Exercise objective:
Your task is to retype, word for word, the lines from the start of the data through the line holding "(without model)', 'List']". Do not include the pictures.

Source material:
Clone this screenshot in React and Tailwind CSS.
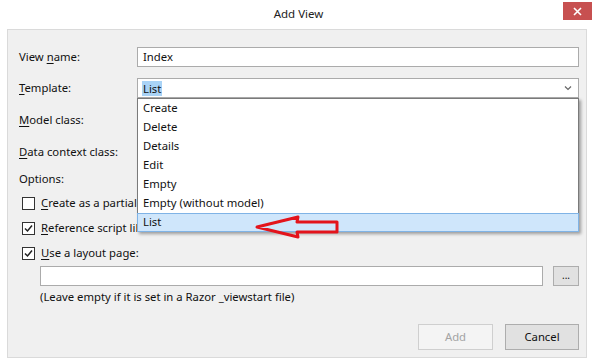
import React from 'react'

const items = ['Create', 'Delete', 'Details', 'Edit', 'Empty', 'Empty (without model)', 'List']

const Key = ({ children }) => <span className="underline underline-offset-2">{children}</span>

const Checkbox = ({ checked }) => (
  <div className="w-[13px] h-[13px] border border-[#333] bg-white flex items-center justify-center shrink-0">
    {checked && (
      <svg width="11" height="11" viewBox="0 0 11 11">
        <path d="M2 5.5 L4.5 8 L9 2.5" fill="none" stroke="#222" strokeWidth="1.5" />
      </svg>
    )}
  </div>
)

const App = () => {
  return (
    <div
      className="w-[597px] h-[361px] bg-white relative overflow-hidden text-[11.3px] text-[#111]"
      style={{ fontFamily: '"Noto Sans", "Liberation Sans", sans-serif' }}
    >
      {/* title bar */}
      <div className="h-[29px] grid grid-cols-[1fr_auto_1fr] items-center">
        <div />
        <div className="text-[11.5px] text-[#222] pb-[2px]">Add View</div>
        <div className="flex justify-end pr-[5px] self-start pt-[2px]">
          <div className="w-[29px] h-[18px] bg-[#c75050] flex items-center justify-center">
            <svg width="9" height="9" viewBox="0 0 9 9">
              <path d="M1 1 L8 8 M8 1 L1 8" stroke="#fff" strokeWidth="1.6" />
            </svg>
          </div>
        </div>
      </div>

      {/* main panel */}
      <div className="ml-[7px] w-[580px] h-[329px] border border-[#dadada] bg-[#f0f0f0] pt-[17px] pl-[11px] pr-[7px] flex flex-col">
        <div className="flex items-center h-[20px]">
          <div className="w-[118px]">View <Key>n</Key>ame:</div>
          <div className="flex-1 h-[20px] bg-white border border-[#ababab] flex items-center pl-[5px]">Index</div>
        </div>

        <div className="flex items-center h-[20px] mt-[11px]">
          <div className="w-[118px]"><Key>T</Key>emplate:</div>
          <div className="flex-1 h-[20px] relative">
            <div className="h-full bg-white border border-[#ababab] flex items-center pl-[4px] pr-[6px]">
              <span className="bg-[#a9d3f6] px-[1px] leading-[15px]">List</span>
              <div className="flex-1" />
              <svg width="8" height="6" viewBox="0 0 8 6">
                <path d="M1 1.5 L4 4.5 L7 1.5" fill="none" stroke="#666" strokeWidth="1.2" />
              </svg>
            </div>
            <div className="absolute left-0 right-0 top-[20px] bg-white border border-[#7a7a7a] shadow-[2px_2px_3px_rgba(0,0,0,0.35)] z-10">
              {items.map((item) => (
                <div
                  key={item}
                  className={
                    item === 'List'
                      ? 'h-[19px] flex items-center pl-[5px] bg-[#cfe6fb] border border-[#7fb3e6] -mx-[1px] -mb-[1px]'
                      : 'h-[19px] flex items-center pl-[5px]'
                  }
                >
                  {item}
                </div>
              ))}
            </div>
          </div>
        </div>

        <div className="flex items-center h-[20px] mt-[12px]">
          <Key>M</Key>odel class:
        </div>
        <div className="flex items-center h-[20px] mt-[12px]">
          <Key>D</Key>ata context class:
        </div>
        <div className="flex items-center h-[20px] mt-[7px]">Options:</div>

        {/* the open list covers the right part of these labels */}
        <div className="flex items-center h-[20px] mt-[4px] pl-[3px] gap-[6px]">
          <Checkbox checked={false} />
          <span className="w-[99px] overflow-hidden whitespace-nowrap"><Key>C</Key>reate as a partial view</span>
        </div>
        <div className="flex items-center h-[20px] mt-[5px] pl-[3px] gap-[6px]">
          <Checkbox checked />
          <span className="w-[99px] overflow-hidden whitespace-nowrap"><Key>R</Key>eference script libraries</span>
        </div>
        <div className="flex items-center h-[20px] mt-[5px] pl-[3px] gap-[6px]">
          <Checkbox checked />
          <span><Key>U</Key>se a layout page:</span>
        </div>

        <div className="flex items-center h-[20px] mt-[3px] pl-[21px] gap-[10px]">
          <div className="flex-1 h-[20px] bg-white border border-[#ababab]" />
          <div className="w-[26px] h-[20px] bg-[#e1e1e1] border border-[#adadad] flex items-center justify-center text-[10px] leading-none pb-[3px]">...</div>
        </div>

        <div className="h-[18px] mt-[2px] pl-[21px] flex items-center">
          (Leave empty if it is set in a Razor _viewstart file)
        </div>

        <div className="flex justify-end gap-[12px] mt-[18px]">
          <div className="w-[75px] h-[26px] border border-[#cfcfcf] bg-[#f4f4f4] text-[#a3a3a3] flex items-center justify-center">Add</div>
          <div className="w-[74px] h-[26px] border border-[#adadad] bg-[#e1e1e1] flex items-center justify-center">Cancel</div>
        </div>
      </div>

      {/* red annotation arrow */}
      <svg className="absolute left-0 top-0 z-20 pointer-events-none" width="597" height="361">
        <polygon
          points="257,227 298,217 297,222 337,222 337,232 297,232 298,237"
          fill="none"
          stroke="#e3141c"
          strokeWidth="3"
          strokeLinejoin="round"
        />
      </svg>
    </div>
  )
}

export default App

Expected answer:
Clone this screenshot in React and Tailwind CSS.
import React from 'react'

const items = ['Create', 'Delete', 'Details', 'Edit', 'Empty', 'Empty (without model)', 'List']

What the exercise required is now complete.